◆ DATA EXCERPTS
☆ ☆ ☆ ☆ ☆ ☆ ☆

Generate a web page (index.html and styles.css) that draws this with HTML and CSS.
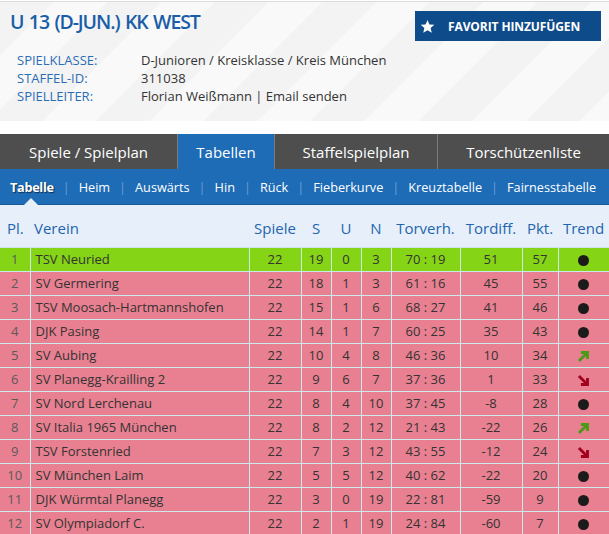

☆ ☆ ☆ ☆ ☆ ☆ ☆

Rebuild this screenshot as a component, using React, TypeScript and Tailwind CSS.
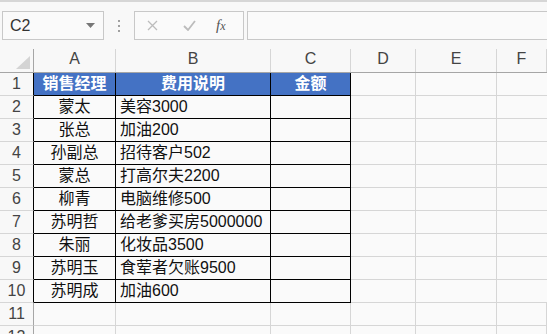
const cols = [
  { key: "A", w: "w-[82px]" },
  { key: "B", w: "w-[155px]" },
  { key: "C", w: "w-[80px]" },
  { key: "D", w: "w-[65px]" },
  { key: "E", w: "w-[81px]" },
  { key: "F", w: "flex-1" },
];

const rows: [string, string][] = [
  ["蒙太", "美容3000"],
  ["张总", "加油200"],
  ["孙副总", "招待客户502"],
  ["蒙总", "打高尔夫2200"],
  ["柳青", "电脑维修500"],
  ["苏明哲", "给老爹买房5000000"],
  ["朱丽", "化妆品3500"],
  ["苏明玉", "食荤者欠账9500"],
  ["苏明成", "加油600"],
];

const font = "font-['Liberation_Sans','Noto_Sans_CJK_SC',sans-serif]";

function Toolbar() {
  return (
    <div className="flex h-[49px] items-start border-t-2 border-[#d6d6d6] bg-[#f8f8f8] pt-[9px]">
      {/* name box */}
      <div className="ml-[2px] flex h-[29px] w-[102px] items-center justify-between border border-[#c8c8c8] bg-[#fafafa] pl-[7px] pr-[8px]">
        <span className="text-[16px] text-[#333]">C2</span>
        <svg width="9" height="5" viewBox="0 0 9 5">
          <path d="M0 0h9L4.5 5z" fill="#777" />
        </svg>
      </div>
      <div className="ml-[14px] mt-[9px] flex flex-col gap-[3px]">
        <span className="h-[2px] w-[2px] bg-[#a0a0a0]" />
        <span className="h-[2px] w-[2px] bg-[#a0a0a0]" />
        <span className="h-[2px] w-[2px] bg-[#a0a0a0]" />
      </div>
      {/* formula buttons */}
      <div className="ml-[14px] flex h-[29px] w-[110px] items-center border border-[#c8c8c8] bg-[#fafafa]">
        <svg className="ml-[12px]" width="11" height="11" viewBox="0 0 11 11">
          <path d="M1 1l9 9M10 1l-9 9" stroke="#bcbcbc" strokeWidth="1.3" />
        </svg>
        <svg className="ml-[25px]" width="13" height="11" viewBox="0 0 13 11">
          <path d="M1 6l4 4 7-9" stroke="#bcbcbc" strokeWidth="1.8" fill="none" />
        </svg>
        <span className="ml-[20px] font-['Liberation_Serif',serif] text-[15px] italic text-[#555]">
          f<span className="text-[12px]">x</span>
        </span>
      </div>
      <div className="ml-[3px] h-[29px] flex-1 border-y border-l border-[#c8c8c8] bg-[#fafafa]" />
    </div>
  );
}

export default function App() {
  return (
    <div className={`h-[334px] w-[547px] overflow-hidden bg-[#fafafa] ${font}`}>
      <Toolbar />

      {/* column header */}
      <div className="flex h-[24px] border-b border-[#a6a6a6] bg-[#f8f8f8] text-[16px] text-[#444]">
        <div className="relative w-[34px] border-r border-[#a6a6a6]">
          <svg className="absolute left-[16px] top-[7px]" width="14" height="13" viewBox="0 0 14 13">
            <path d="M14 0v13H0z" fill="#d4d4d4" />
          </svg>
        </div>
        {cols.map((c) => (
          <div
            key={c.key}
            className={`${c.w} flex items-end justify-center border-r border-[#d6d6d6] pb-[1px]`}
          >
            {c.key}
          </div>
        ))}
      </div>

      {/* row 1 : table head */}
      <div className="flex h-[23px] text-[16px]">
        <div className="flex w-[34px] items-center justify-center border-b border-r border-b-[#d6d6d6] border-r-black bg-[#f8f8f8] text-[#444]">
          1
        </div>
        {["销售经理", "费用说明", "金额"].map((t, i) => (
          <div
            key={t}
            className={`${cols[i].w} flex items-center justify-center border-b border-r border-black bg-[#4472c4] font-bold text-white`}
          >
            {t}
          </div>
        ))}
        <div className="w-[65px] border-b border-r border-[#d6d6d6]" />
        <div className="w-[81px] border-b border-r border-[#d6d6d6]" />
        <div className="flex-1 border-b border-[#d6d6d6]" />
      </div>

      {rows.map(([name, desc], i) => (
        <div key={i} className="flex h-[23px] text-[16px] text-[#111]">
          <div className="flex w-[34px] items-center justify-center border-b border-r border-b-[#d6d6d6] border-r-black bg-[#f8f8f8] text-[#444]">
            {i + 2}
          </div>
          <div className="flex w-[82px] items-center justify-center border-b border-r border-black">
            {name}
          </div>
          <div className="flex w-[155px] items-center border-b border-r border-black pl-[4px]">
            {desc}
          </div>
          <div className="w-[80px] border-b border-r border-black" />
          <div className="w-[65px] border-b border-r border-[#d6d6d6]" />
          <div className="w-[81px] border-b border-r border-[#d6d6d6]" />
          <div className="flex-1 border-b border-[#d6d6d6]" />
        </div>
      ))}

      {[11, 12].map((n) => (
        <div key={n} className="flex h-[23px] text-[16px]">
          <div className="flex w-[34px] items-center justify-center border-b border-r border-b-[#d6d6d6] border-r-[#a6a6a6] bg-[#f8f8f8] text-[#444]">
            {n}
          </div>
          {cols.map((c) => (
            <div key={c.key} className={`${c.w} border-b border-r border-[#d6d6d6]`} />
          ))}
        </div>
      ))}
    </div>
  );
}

☆ ☆ ☆ ☆ ☆ ☆ ☆

Find the word "this" in the material, then list each line that holds it.

Generate a web page (index.html and styles.css) that draws this with HTML and CSS.
Rebuild this screenshot as a component, using React, TypeScript and Tailwind CSS.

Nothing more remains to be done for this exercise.